Inilah suasana pintu masuk terminal 3 domestik Jumat malam. Agak lengang karena gerai-gerai tutup meski yang masih buka juga ada seperti Alfa Express dan sejumlah tempat makan.
Jadi hati sudah tenteram karena risiko terlambat naik pesawat sudah berkurang mungkin 99%. Sisanya adalah kedisiplinan bangun pagi sehabis sahur untuk mengantre check-in dan boarding. Proses paling merepotkan bagi penumpang pesawat. Entah kapan bisa sepraktis penumpang bus atau kereta.

Setelah bertanya ke seorang petugas, saya diantar ke lantai bawah. Ternyata kantornya petugas tadi juga di sebelah hotel tujuan saya.
Saya pun akhirnya menemukan hotel tersebut. Tak lalu lalang orang di depannya. Apakah di dalamnya sepi?? Saya berharap demikian.
Eh ternyata salah besar. “Hampir full mas,” kata si resepsionis laki-laki.
Masak sih, gumam saya. Karena di lobinya saja sepi. Di ruang lounge untuk bersantai dan membuka laptop untuk sekadar bermain wifi gratisan pun juga cuma 2 orang tampak duduk manis dengan menjaga jarak.
Saya merasa agak tertipu karena di aplikasi Tiket.com saya melihat hotel kapsul ini punya jenis kamar yang terpisah, bukan kapsul. Apakah saya yang terlalu naif atau kurang teliti atau bagaimana ya? Tapi seingat saya memang ada yang mirip kamar hotel begitu. Tapi mas resepsionis menekankan bahwa tidak ada kamar yang saya minta. Sebenarnya saya tak masalah tambah barang Rp100.000 untuk bisa mendapatkan kamar kecil terpisah. Eh malah ternyata tak ada. Ya sudahlah.

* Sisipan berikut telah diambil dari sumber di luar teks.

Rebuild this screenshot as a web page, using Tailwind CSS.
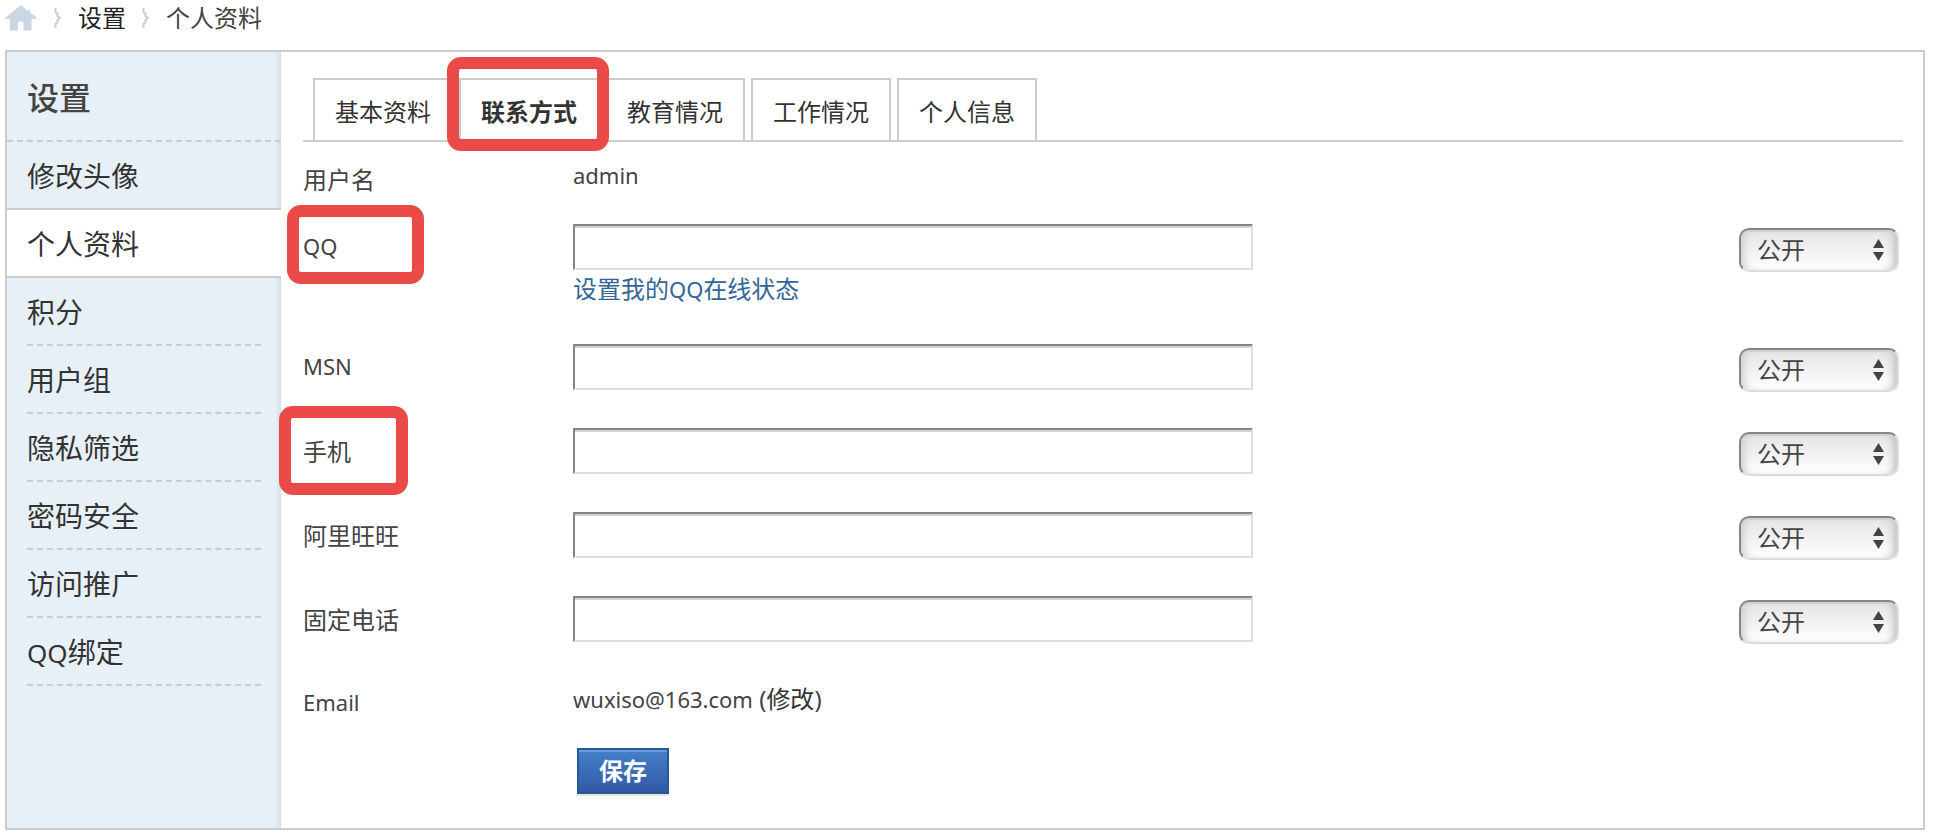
<!DOCTYPE html>
<html lang="zh-CN">
  <head>
    <meta charset="UTF-8" />
    <meta name="viewport" content="width=device-width, initial-scale=1.0" />
    <title>个人资料</title>
    <script src="https://cdn.jsdelivr.net/npm/@tailwindcss/browser@4"></script>
  </head>
  <body
    class="bg-white pl-[5px] pr-[9px] font-['Noto_Sans','Noto_Sans_CJK_SC',sans-serif] text-2xl text-[#444]"
  >
    <!-- Breadcrumb -->
    <nav class="flex items-center h-9 mb-[14px]" aria-label="面包屑">
      <a href="#" aria-label="首页">
        <svg class="w-8 h-[26px] fill-[#c8d7e3]" viewBox="0 0 32 26">
          <path d="M16 0L0 13V14H5V25.500H13V18Q13 16.500 14.500 16.500H17Q18.500 16.500 18.500 18V25.500H26.500V14H31.500V12.500L25 7.500V5H21V4.500Z" />
        </svg>
      </a>
      <svg class="w-2 h-5 ml-[17px] mr-4 fill-none stroke-[#ccc] stroke-2" viewBox="0 0 8 20">
        <path d="M1.500 0V4L3.500 6V8L6 10L3.500 12V14L1.500 16V20" />
      </svg>
      <a href="#" class="text-[#222]">设置</a>
      <svg class="w-2 h-5 mx-4 fill-none stroke-[#ccc] stroke-2" viewBox="0 0 8 20">
        <path d="M1.500 0V4L3.500 6V8L6 10L3.500 12V14L1.500 16V20" />
      </svg>
      <a href="#">个人资料</a>
    </nav>

    <div class="flex border-2 border-[#ccc] mb-[10px]">
      <!-- Sidebar -->
      <aside
        class="w-[274px] shrink-0 bg-[linear-gradient(to_left,#d3dfe8,#e8f0f7_6px)] text-[28px] leading-[64px] text-[#333]"
      >
        <h2
          class="h-[90px] pl-5 pt-1 border-b-2 border-dashed border-[#ccc] text-[32px] leading-[84px] font-medium text-[#444]"
        >
          设置
        </h2>
        <ul>
          <li class="px-5"><a href="#" class="block pt-[2px]">修改头像</a></li>
          <li class="px-5 bg-white border-y-2 border-[#ccc]">
            <a href="#" class="block pt-[2px]">个人资料</a>
          </li>
          <li class="px-5">
            <a href="#" class="block pt-[2px] border-b-2 border-dashed border-[#ccc]">积分</a>
          </li>
          <li class="px-5">
            <a href="#" class="block pt-[2px] border-b-2 border-dashed border-[#ccc]">用户组</a>
          </li>
          <li class="px-5">
            <a href="#" class="block pt-[2px] border-b-2 border-dashed border-[#ccc]">隐私筛选</a>
          </li>
          <li class="px-5">
            <a href="#" class="block pt-[2px] border-b-2 border-dashed border-[#ccc]">密码安全</a>
          </li>
          <li class="px-5">
            <a href="#" class="block pt-[2px] border-b-2 border-dashed border-[#ccc]">访问推广</a>
          </li>
          <li class="px-5">
            <a href="#" class="block h-[68px] pt-[2px] border-b-2 border-dashed border-[#ccc]"
              ><span class="text-[26px]">QQ</span>绑定</a
            >
          </li>
        </ul>
      </aside>

      <main class="flex-1 pl-[22px] pr-5 pt-[26px] pb-[22px]">
        <!-- Tabs -->
        <ul
          class="flex gap-[6px] pl-[10px] border-b-2 border-[#ccc] leading-[56px] text-[#333]"
        >
          <li class="w-[140px] border-2 border-b-0 border-[#ccc] text-center">
            <a href="#" class="block pt-1">基本资料</a>
          </li>
          <li class="relative w-[140px] border-2 border-b-0 border-[#ccc] text-center">
            <a href="#" class="block pt-1 font-bold">联系方式</a>
            <span
              class="absolute -left-[14px] -top-[23px] w-[162px] h-[94px] rounded-[14px] border-12 border-[#eb4b48] pointer-events-none z-10"
            ></span>
          </li>
          <li class="w-[140px] border-2 border-b-0 border-[#ccc] text-center">
            <a href="#" class="block pt-1">教育情况</a>
          </li>
          <li class="w-[140px] border-2 border-b-0 border-[#ccc] text-center">
            <a href="#" class="block pt-1">工作情况</a>
          </li>
          <li class="w-[140px] border-2 border-b-0 border-[#ccc] text-center">
            <a href="#" class="block pt-1">个人信息</a>
          </li>
        </ul>

        <!-- Contact form -->
        <form>
          <table class="w-full table-fixed text-left leading-[38px]">
            <colgroup>
              <col class="w-[270px]" />
              <col />
              <col class="w-[164px]" />
            </colgroup>
            <tbody class="align-top">
              <tr class="h-[70px]">
                <th class="pt-[19px] font-normal" scope="row">用户名</th>
                <td class="pt-[14px] text-[22px]">admin</td>
                <td></td>
              </tr>
              <tr class="h-[120px]">
                <th class="relative pt-[15px] font-normal" scope="row">
                  <label for="qq" class="text-[22px]">QQ</label>
                  <span
                    class="absolute -left-4 -top-[7px] w-[137px] h-[79px] rounded-[14px] border-12 border-[#eb4b48] pointer-events-none"
                  ></span>
                </th>
                <td class="pt-3">
                  <input
                    type="text"
                    id="qq"
                    name="qq"
                    class="block w-[680px] h-[46px] px-2 border-2 border-t-[#858585] border-l-[#858585] border-r-[#ddd] border-b-[#ddd] shadow-[inset_0_2px_0_#d3d3d3]"
                  />
                  <a href="#" class="block text-[#369]"
                    >设置我的<span class="text-[22px]">QQ</span>在线状态</a
                  >
                </td>
                <td class="pt-4">
                  <div class="relative w-40">
                    <select
                      name="privacy_qq"
                      aria-label="QQ 隐私"
                      class="block w-full h-11 pl-4 appearance-none rounded-[10px] border-2 border-t-[#858585] border-l-[#858585] border-r-[#ddd] border-b-[#ddd] bg-linear-to-b from-[#e4e4e4] to-white shadow-[inset_0_2px_0_#d0d0d0,inset_-8px_0_8px_-5px_#bbb,inset_8px_0_8px_-5px_#ccc]"
                    >
                      <option>公开</option>
                      <option>好友可见</option>
                      <option>保密</option>
                    </select>
                    <svg class="absolute right-[15px] top-[11px] w-[11px] h-[22px] fill-[#444] pointer-events-none" viewBox="0 0 11 22">
                      <path d="M5.500 0L11 9H0ZM0 13H11L5.500 22Z" />
                    </svg>
                  </div>
                </td>
              </tr>
              <tr class="h-[84px]">
                <th class="pt-[15px] font-normal" scope="row">
                  <label for="msn" class="text-[22px]">MSN</label>
                </th>
                <td class="pt-3">
                  <input
                    type="text"
                    id="msn"
                    name="msn"
                    class="block w-[680px] h-[46px] px-2 border-2 border-t-[#858585] border-l-[#858585] border-r-[#ddd] border-b-[#ddd] shadow-[inset_0_2px_0_#d3d3d3]"
                  />
                </td>
                <td class="pt-4">
                  <div class="relative w-40">
                    <select
                      name="privacy_msn"
                      aria-label="MSN 隐私"
                      class="block w-full h-11 pl-4 appearance-none rounded-[10px] border-2 border-t-[#858585] border-l-[#858585] border-r-[#ddd] border-b-[#ddd] bg-linear-to-b from-[#e4e4e4] to-white shadow-[inset_0_2px_0_#d0d0d0,inset_-8px_0_8px_-5px_#bbb,inset_8px_0_8px_-5px_#ccc]"
                    >
                      <option>公开</option>
                      <option>好友可见</option>
                      <option>保密</option>
                    </select>
                    <svg class="absolute right-[15px] top-[11px] w-[11px] h-[22px] fill-[#444] pointer-events-none" viewBox="0 0 11 22">
                      <path d="M5.500 0L11 9H0ZM0 13H11L5.500 22Z" />
                    </svg>
                  </div>
                </td>
              </tr>
              <tr class="h-[84px]">
                <th class="relative pt-[17px] font-normal" scope="row">
                  <label for="mobile">手机</label>
                  <span
                    class="absolute -left-6 -top-[10px] w-[129px] h-[89px] rounded-[14px] border-12 border-[#eb4b48] pointer-events-none"
                  ></span>
                </th>
                <td class="pt-3">
                  <input
                    type="text"
                    id="mobile"
                    name="mobile"
                    class="block w-[680px] h-[46px] px-2 border-2 border-t-[#858585] border-l-[#858585] border-r-[#ddd] border-b-[#ddd] shadow-[inset_0_2px_0_#d3d3d3]"
                  />
                </td>
                <td class="pt-4">
                  <div class="relative w-40">
                    <select
                      name="privacy_mobile"
                      aria-label="手机 隐私"
                      class="block w-full h-11 pl-4 appearance-none rounded-[10px] border-2 border-t-[#858585] border-l-[#858585] border-r-[#ddd] border-b-[#ddd] bg-linear-to-b from-[#e4e4e4] to-white shadow-[inset_0_2px_0_#d0d0d0,inset_-8px_0_8px_-5px_#bbb,inset_8px_0_8px_-5px_#ccc]"
                    >
                      <option>公开</option>
                      <option>好友可见</option>
                      <option>保密</option>
                    </select>
                    <svg class="absolute right-[15px] top-[11px] w-[11px] h-[22px] fill-[#444] pointer-events-none" viewBox="0 0 11 22">
                      <path d="M5.500 0L11 9H0ZM0 13H11L5.500 22Z" />
                    </svg>
                  </div>
                </td>
              </tr>
              <tr class="h-[84px]">
                <th class="pt-[17px] font-normal" scope="row">
                  <label for="taobao">阿里旺旺</label>
                </th>
                <td class="pt-3">
                  <input
                    type="text"
                    id="taobao"
                    name="taobao"
                    class="block w-[680px] h-[46px] px-2 border-2 border-t-[#858585] border-l-[#858585] border-r-[#ddd] border-b-[#ddd] shadow-[inset_0_2px_0_#d3d3d3]"
                  />
                </td>
                <td class="pt-4">
                  <div class="relative w-40">
                    <select
                      name="privacy_taobao"
                      aria-label="阿里旺旺 隐私"
                      class="block w-full h-11 pl-4 appearance-none rounded-[10px] border-2 border-t-[#858585] border-l-[#858585] border-r-[#ddd] border-b-[#ddd] bg-linear-to-b from-[#e4e4e4] to-white shadow-[inset_0_2px_0_#d0d0d0,inset_-8px_0_8px_-5px_#bbb,inset_8px_0_8px_-5px_#ccc]"
                    >
                      <option>公开</option>
                      <option>好友可见</option>
                      <option>保密</option>
                    </select>
                    <svg class="absolute right-[15px] top-[11px] w-[11px] h-[22px] fill-[#444] pointer-events-none" viewBox="0 0 11 22">
                      <path d="M5.500 0L11 9H0ZM0 13H11L5.500 22Z" />
                    </svg>
                  </div>
                </td>
              </tr>
              <tr class="h-[84px]">
                <th class="pt-[17px] font-normal" scope="row">
                  <label for="telephone">固定电话</label>
                </th>
                <td class="pt-3">
                  <input
                    type="text"
                    id="telephone"
                    name="telephone"
                    class="block w-[680px] h-[46px] px-2 border-2 border-t-[#858585] border-l-[#858585] border-r-[#ddd] border-b-[#ddd] shadow-[inset_0_2px_0_#d3d3d3]"
                  />
                </td>
                <td class="pt-4">
                  <div class="relative w-40">
                    <select
                      name="privacy_telephone"
                      aria-label="固定电话 隐私"
                      class="block w-full h-11 pl-4 appearance-none rounded-[10px] border-2 border-t-[#858585] border-l-[#858585] border-r-[#ddd] border-b-[#ddd] bg-linear-to-b from-[#e4e4e4] to-white shadow-[inset_0_2px_0_#d0d0d0,inset_-8px_0_8px_-5px_#bbb,inset_8px_0_8px_-5px_#ccc]"
                    >
                      <option>公开</option>
                      <option>好友可见</option>
                      <option>保密</option>
                    </select>
                    <svg class="absolute right-[15px] top-[11px] w-[11px] h-[22px] fill-[#444] pointer-events-none" viewBox="0 0 11 22">
                      <path d="M5.500 0L11 9H0ZM0 13H11L5.500 22Z" />
                    </svg>
                  </div>
                </td>
              </tr>
              <tr class="h-[68px]">
                <th class="pt-[15px] text-[22px] font-normal" scope="row">Email</th>
                <td class="pt-3">
                  <span class="text-[22px]">wuxiso@163.com</span> (<a href="#" class="text-[#333]">修改</a>)
                </td>
                <td></td>
              </tr>
              <tr class="h-[70px]">
                <td></td>
                <td class="pt-3 pl-1">
                  <button
                    type="submit"
                    class="block w-[92px] h-[46px] border-2 border-[#235994] bg-linear-to-b from-[#4580ca] to-[#3359a5] font-bold leading-[38px] text-white shadow-[0_2px_0_#e5e5e5,inset_0_2px_0_#6d9dd6]"
                  >
                    保存
                  </button>
                </td>
                <td></td>
              </tr>
            </tbody>
          </table>
        </form>
      </main>
    </div>
  </body>
</html>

Saya bayar uang deposit Rp50.000 sebagai jaminan jika kartu akses hilang. Duit ini bakal dikembalikan jika kartu utuh dikembalikan esok hari padanya.
Lalu saya bayar sesuai tarif resmi dan masuk ke dalam koridornya.
Sebenarnya bukan kali pertama saya menginap di hotel kapsul begini. Di Bandung saya juga pernah di hotel berkonsep sama. Agak kapok karena berisik akibat suara orang check in pagi buta. Tapi mau bagaimana? Murah sih.
Begitu juga di sini. Saya cuma bisa tidur menutup telinga dengan bantal saat jengkel dengan suara buka tutup loker dan pod tidur di sekeliling saya.
Intinya tidak nyaman memang tidur di sini. Saya tak mau berbohong. Tapi buat Anda yang merasa ketepatan waktu dan harga murah adalah prioritas ya tidak ada pilihan lain.
Untuk mandi dan ke kamar kecil, Anda mesti jalan ke luar hotel dan di koridor bisa bertemu para petugas kebersihan bandara sedang apel ganti shift kerja.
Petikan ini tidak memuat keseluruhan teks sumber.